More experimentation and looking for what good looks like

One of the problems with retrofits is there is a belief that they can never be as smart as new/rebuilds. But as WiredScore’s Global Director of R&D Sanjaya Ranasinghe points out, retrofitting by likes of British Land and Skanska with their 51 Moorgate London office are great examples of what good looks like. At the same time, he sees their experimentation helping prove principle when it comes to both strategies and the technologies deployed. 

The importance of the (action) learning from that experimentation on the smart enablement of their own buildings and offices was echoed by the other panelists, with Fiona adding that the sharing of what’s learned including data insights helps to foster more collaborative relationships with clients. Their collective projects, and those like them, represent case studies to explore. Unpacking them, could be a means of highlighting the best practice ‘how’ rather than just latest thought leadership on the ‘what’ and the ‘why’. And particularly if looking at what failed rather than just showcase the happy accidents of success.

More education required

I highlighted the skills gap issue in one of my previous roundups mentioned above. That’s a real problem with those at the hard FM sharp end involved with operating and maintaining of all the technology deployed. And one that all the talk about Soft Landings and supporting frameworks has seemingly not solved. 

That skills gap is why Smart Spaces CEO Dan Drogman more budget should be allocated for training and be seen as part of the low hanging fruit of retrofitting. In his experience, their best projects have been when they’ve worked with clients that have teams who are fully up to speed with what can be done with the building technology. This allows his team to plug in their platform straight away to provide greater functionality and show impact.

There are already online learning and development platforms to help make that education and training more affordable e.g., the Smart Building Bootcamp one Matthew co-founded.
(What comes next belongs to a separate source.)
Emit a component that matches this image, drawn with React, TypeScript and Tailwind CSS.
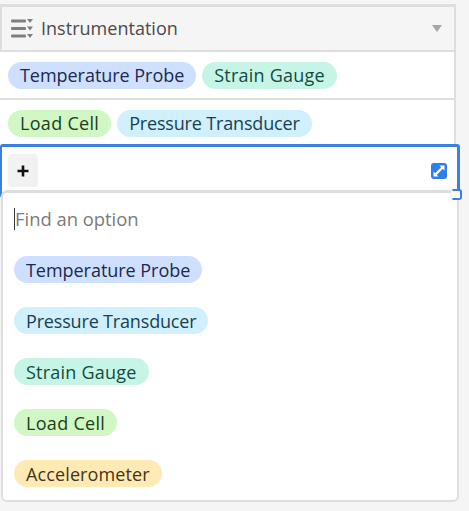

But those efforts may also need better employee engagement to be carried out in parallel i.e., to explain not just what all that change is for but also what’s in for those participating. That alignment could be key to unblocking the cultural resistance mentioned earlier and is one of the topics I look forward to discussing with guests a part co-hosting Umesh’s podcast series. It’s one that is close to his heart and something he’s been looking into and in depth. 

Solving the retrofit strategy conundrum?

The strategy 101 progression starts with figuring where you are at, where you want to get to and why. And that being the basis for planning how you get there. Retrofitting strategies, however, are not straight forward given different building types, age, use, users and longer list of other factors including financing e.g., Opex vs Capex. 

The difficulties of figuring out the base line, what can be achieved/is achievable and the (common) journey map, is something that Sanjaya thinks industry bodies have a role to play in helping with by coming together. Given what happened with the NABERS rating in the UK, it remains to be seen whether we’ll see a collaboration of that kind any time soon, even with a common goal like sustainability. And it’s not clear who would lead one along those lines, let alone where those lines get drawn given how many are now involved and how the lines continue to blur.

More positively, there is crosswalk and alignment work being done by the various rating bodies, particularly around sustainability and health and wellness. Workplace evaluation and employee engagement are likely to follow. Coupled with case studies, those crosswalks and alignments could not only provide the basis for helping to define smart visions but also offer practical steps for their delivery, including what to assess/audit as part of any baseline analysis i.e., based on what is being done already by their respective APs and using comparative analysis to help improve practice for all.

Even with their competing agendas and respective commercial interests, I am optimistic that we will see more collaboration among the newer breed of rating bodies than with the older established ones and their trade organisation counterparts. And that collaboration possibly being based around continuous improvement of their frameworks and/or assessing technology capabilities and promises. Either way it would also be interesting to hear more about how those rating bodies see retrofitting evolving, including the ‘what,’ ‘how’ and ‘why’ of performance e.g., as Matthew recently touched upon in his article on ‘The three sensors you need for a sustainable building’ for this magazine that was also discussed on the panel at Smart Buildings Show.

Repurposing of the technological, not just the physical assets

Retrofitting is usually framed in terms of the repurposing of existing physical assets, and that being part of the rebuild vs retrofit cost calculation including the factoring in of sustainability considerations. What’s not clear is whether those calculations accurately reflect how much existing technology can be repurposed with upgrades and better integration thanks to ongoing edge innovation in smart buildings. And because that’s rarely the purview of those making those cost comparisons.

That was something Simmtronic’s commercial director Jess Costanzo highlighted, because understanding what existing technologies can be used can reduce the cost of smart enablement and arguably be more sustainable than replacing it. Lighting being a case in point given it is like a spine that runs throughout a building that can be connected to and is being e.g., to help platforms like Dan’s Smart Spaces get occupancy and other data. Again, case studies can shine a light on what’s being done along these lines, but also how likes of LoRaWan technologies are being used, or how Unified Name Space and AI/ML to name a few are being deployed. 

And the validating those case studies against what is being rated can also help with solving the honesty problem the industry is having that Matthew wrote about recently.

What next?

Based on previous experience in other domains, trying to find common agreement on definitions can be a fool’s errand. However, unpacking definitions is great starting place for shining a light on where current thinking and practice is at and what might be on the horizon. That includes the direction of technology travel, whether we will see an agreed minimum viable technological foundation or architectural philosophy for smart enablement any time soon, or even more simply just some discussion about how that tech landscape might be mapped. The ROI of smart buildings is another possible area to explore, along with whether if and how what’s being done in related areas might feed into this e.g., plugging the skills gap mentioned above and return on employee experience – particularly given occupancy rate issues. The scope of that is more than Umesh and I can or would want to explore with the podcast conversations we are planning. But there’s no reason why those conversations couldn’t feed into a wider engagement programme, ideally in collaboration with others. Hopefully, more on both soon.